§ Stated exercise: Type out the data exactly as given. Skip any image.

--

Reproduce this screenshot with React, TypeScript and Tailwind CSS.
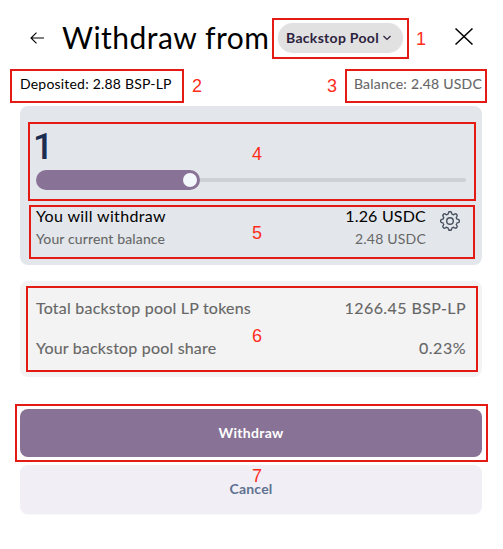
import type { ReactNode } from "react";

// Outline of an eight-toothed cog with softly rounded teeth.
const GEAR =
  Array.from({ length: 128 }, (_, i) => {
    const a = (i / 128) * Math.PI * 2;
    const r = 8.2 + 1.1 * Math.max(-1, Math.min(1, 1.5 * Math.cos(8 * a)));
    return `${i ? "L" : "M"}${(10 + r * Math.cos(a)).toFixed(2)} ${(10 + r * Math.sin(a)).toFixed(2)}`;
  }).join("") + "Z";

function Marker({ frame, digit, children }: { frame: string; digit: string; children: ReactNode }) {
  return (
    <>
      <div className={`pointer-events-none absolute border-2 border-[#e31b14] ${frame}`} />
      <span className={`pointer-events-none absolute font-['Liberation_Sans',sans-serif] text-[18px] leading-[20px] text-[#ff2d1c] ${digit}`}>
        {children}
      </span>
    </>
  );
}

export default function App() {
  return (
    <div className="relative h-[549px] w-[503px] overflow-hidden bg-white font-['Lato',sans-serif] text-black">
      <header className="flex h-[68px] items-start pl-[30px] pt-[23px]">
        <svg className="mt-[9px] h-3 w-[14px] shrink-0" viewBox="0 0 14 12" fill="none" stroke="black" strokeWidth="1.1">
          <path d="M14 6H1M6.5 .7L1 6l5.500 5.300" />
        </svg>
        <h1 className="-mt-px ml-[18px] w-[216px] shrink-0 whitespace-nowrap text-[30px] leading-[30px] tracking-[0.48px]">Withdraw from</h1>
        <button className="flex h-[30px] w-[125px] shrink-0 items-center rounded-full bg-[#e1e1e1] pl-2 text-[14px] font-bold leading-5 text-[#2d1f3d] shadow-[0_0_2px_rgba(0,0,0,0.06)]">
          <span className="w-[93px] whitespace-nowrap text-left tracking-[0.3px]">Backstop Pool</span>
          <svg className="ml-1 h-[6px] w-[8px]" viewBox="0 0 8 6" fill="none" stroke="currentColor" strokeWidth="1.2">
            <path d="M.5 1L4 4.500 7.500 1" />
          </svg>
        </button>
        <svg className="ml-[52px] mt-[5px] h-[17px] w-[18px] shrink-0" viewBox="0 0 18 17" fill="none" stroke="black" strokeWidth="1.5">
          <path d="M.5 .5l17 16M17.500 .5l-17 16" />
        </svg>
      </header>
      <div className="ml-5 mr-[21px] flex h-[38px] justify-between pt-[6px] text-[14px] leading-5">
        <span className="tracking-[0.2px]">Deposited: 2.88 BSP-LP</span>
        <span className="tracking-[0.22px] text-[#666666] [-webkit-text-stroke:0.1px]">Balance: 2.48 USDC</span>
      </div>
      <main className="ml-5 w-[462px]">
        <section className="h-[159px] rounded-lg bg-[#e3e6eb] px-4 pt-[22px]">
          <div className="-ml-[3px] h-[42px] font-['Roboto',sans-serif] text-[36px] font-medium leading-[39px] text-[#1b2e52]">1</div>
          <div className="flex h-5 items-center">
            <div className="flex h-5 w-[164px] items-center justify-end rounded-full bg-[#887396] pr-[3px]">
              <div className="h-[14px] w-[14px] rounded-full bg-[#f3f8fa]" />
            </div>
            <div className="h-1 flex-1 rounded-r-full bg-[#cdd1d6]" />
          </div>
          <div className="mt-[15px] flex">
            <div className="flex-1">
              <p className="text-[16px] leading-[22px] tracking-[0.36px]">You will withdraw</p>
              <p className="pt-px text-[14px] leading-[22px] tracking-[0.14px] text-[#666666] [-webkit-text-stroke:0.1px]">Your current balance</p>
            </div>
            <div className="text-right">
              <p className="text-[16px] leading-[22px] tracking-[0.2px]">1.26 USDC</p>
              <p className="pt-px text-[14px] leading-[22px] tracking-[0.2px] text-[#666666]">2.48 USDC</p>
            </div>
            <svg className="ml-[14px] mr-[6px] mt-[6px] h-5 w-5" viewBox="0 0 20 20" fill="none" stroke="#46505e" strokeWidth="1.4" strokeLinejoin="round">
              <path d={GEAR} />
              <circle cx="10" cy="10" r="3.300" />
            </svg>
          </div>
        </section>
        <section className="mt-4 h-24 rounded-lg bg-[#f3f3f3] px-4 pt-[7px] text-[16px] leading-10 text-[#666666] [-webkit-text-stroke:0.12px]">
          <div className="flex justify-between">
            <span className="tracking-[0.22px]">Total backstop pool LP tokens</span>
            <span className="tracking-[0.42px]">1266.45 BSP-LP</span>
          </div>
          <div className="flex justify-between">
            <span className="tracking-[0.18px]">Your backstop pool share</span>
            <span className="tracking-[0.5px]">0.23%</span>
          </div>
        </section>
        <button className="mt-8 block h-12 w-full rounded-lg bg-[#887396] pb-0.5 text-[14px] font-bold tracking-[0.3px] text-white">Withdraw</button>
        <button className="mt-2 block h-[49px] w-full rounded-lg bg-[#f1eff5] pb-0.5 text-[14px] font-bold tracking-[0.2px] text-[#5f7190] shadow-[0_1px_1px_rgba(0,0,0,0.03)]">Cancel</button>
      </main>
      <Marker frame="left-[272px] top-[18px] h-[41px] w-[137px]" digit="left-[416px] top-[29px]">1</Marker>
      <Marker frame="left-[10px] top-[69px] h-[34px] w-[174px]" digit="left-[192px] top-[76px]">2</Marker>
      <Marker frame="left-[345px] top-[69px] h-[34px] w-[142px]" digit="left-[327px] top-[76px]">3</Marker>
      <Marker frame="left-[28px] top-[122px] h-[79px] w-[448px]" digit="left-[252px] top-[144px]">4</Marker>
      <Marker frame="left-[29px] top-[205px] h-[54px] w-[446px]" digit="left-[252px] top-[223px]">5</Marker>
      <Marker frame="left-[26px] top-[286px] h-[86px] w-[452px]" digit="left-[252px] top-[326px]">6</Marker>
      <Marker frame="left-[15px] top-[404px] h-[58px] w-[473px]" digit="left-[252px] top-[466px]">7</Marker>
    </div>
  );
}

--

§ Result for this exercise:
Reproduce this screenshot with React, TypeScript and Tailwind CSS.
import type { ReactNode } from "react";

// Outline of an eight-toothed cog with softly rounded teeth.
const GEAR =
  Array.from({ length: 128 }, (_, i) => {
    const a = (i / 128) * Math.PI * 2;
    const r = 8.2 + 1.1 * Math.max(-1, Math.min(1, 1.5 * Math.cos(8 * a)));
    return `${i ? "L" : "M"}${(10 + r * Math.cos(a)).toFixed(2)} ${(10 + r * Math.sin(a)).toFixed(2)}`;
  }).join("") + "Z";

function Marker({ frame, digit, children }: { frame: string; digit: string; children: ReactNode }) {
  return (
    <>
      <div className={`pointer-events-none absolute border-2 border-[#e31b14] ${frame}`} />
      <span className={`pointer-events-none absolute font-['Liberation_Sans',sans-serif] text-[18px] leading-[20px] text-[#ff2d1c] ${digit}`}>
        {children}
      </span>
    </>
  );
}

export default function App() {
  return (
    <div className="relative h-[549px] w-[503px] overflow-hidden bg-white font-['Lato',sans-serif] text-black">
      <header className="flex h-[68px] items-start pl-[30px] pt-[23px]">
        <svg className="mt-[9px] h-3 w-[14px] shrink-0" viewBox="0 0 14 12" fill="none" stroke="black" strokeWidth="1.1">
          <path d="M14 6H1M6.5 .7L1 6l5.500 5.300" />
        </svg>
        <h1 className="-mt-px ml-[18px] w-[216px] shrink-0 whitespace-nowrap text-[30px] leading-[30px] tracking-[0.48px]">Withdraw from</h1>
        <button className="flex h-[30px] w-[125px] shrink-0 items-center rounded-full bg-[#e1e1e1] pl-2 text-[14px] font-bold leading-5 text-[#2d1f3d] shadow-[0_0_2px_rgba(0,0,0,0.06)]">
          <span className="w-[93px] whitespace-nowrap text-left tracking-[0.3px]">Backstop Pool</span>
          <svg className="ml-1 h-[6px] w-[8px]" viewBox="0 0 8 6" fill="none" stroke="currentColor" strokeWidth="1.2">
            <path d="M.5 1L4 4.500 7.500 1" />
          </svg>
        </button>
        <svg className="ml-[52px] mt-[5px] h-[17px] w-[18px] shrink-0" viewBox="0 0 18 17" fill="none" stroke="black" strokeWidth="1.5">
          <path d="M.5 .5l17 16M17.500 .5l-17 16" />
        </svg>
      </header>
      <div className="ml-5 mr-[21px] flex h-[38px] justify-between pt-[6px] text-[14px] leading-5">
        <span className="tracking-[0.2px]">Deposited: 2.88 BSP-LP</span>
        <span className="tracking-[0.22px] text-[#666666] [-webkit-text-stroke:0.1px]">Balance: 2.48 USDC</span>
      </div>
      <main className="ml-5 w-[462px]">
        <section className="h-[159px] rounded-lg bg-[#e3e6eb] px-4 pt-[22px]">
          <div className="-ml-[3px] h-[42px] font-['Roboto',sans-serif] text-[36px] font-medium leading-[39px] text-[#1b2e52]">1</div>
          <div className="flex h-5 items-center">
            <div className="flex h-5 w-[164px] items-center justify-end rounded-full bg-[#887396] pr-[3px]">
              <div className="h-[14px] w-[14px] rounded-full bg-[#f3f8fa]" />
            </div>
            <div className="h-1 flex-1 rounded-r-full bg-[#cdd1d6]" />
          </div>
          <div className="mt-[15px] flex">
            <div className="flex-1">
              <p className="text-[16px] leading-[22px] tracking-[0.36px]">You will withdraw</p>
              <p className="pt-px text-[14px] leading-[22px] tracking-[0.14px] text-[#666666] [-webkit-text-stroke:0.1px]">Your current balance</p>
            </div>
            <div className="text-right">
              <p className="text-[16px] leading-[22px] tracking-[0.2px]">1.26 USDC</p>
              <p className="pt-px text-[14px] leading-[22px] tracking-[0.2px] text-[#666666]">2.48 USDC</p>
            </div>
            <svg className="ml-[14px] mr-[6px] mt-[6px] h-5 w-5" viewBox="0 0 20 20" fill="none" stroke="#46505e" strokeWidth="1.4" strokeLinejoin="round">
              <path d={GEAR} />
              <circle cx="10" cy="10" r="3.300" />
            </svg>
          </div>
        </section>
        <section className="mt-4 h-24 rounded-lg bg-[#f3f3f3] px-4 pt-[7px] text-[16px] leading-10 text-[#666666] [-webkit-text-stroke:0.12px]">
          <div className="flex justify-between">
            <span className="tracking-[0.22px]">Total backstop pool LP tokens</span>
            <span className="tracking-[0.42px]">1266.45 BSP-LP</span>
          </div>
          <div className="flex justify-between">
            <span className="tracking-[0.18px]">Your backstop pool share</span>
            <span className="tracking-[0.5px]">0.23%</span>
          </div>
        </section>
        <button className="mt-8 block h-12 w-full rounded-lg bg-[#887396] pb-0.5 text-[14px] font-bold tracking-[0.3px] text-white">Withdraw</button>
        <button className="mt-2 block h-[49px] w-full rounded-lg bg-[#f1eff5] pb-0.5 text-[14px] font-bold tracking-[0.2px] text-[#5f7190] shadow-[0_1px_1px_rgba(0,0,0,0.03)]">Cancel</button>
      </main>
      <Marker frame="left-[272px] top-[18px] h-[41px] w-[137px]" digit="left-[416px] top-[29px]">1</Marker>
      <Marker frame="left-[10px] top-[69px] h-[34px] w-[174px]" digit="left-[192px] top-[76px]">2</Marker>
      <Marker frame="left-[345px] top-[69px] h-[34px] w-[142px]" digit="left-[327px] top-[76px]">3</Marker>
      <Marker frame="left-[28px] top-[122px] h-[79px] w-[448px]" digit="left-[252px] top-[144px]">4</Marker>
      <Marker frame="left-[29px] top-[205px] h-[54px] w-[446px]" digit="left-[252px] top-[223px]">5</Marker>
      <Marker frame="left-[26px] top-[286px] h-[86px] w-[452px]" digit="left-[252px] top-[326px]">6</Marker>
      <Marker frame="left-[15px] top-[404px] h-[58px] w-[473px]" digit="left-[252px] top-[466px]">7</Marker>
    </div>
  );
}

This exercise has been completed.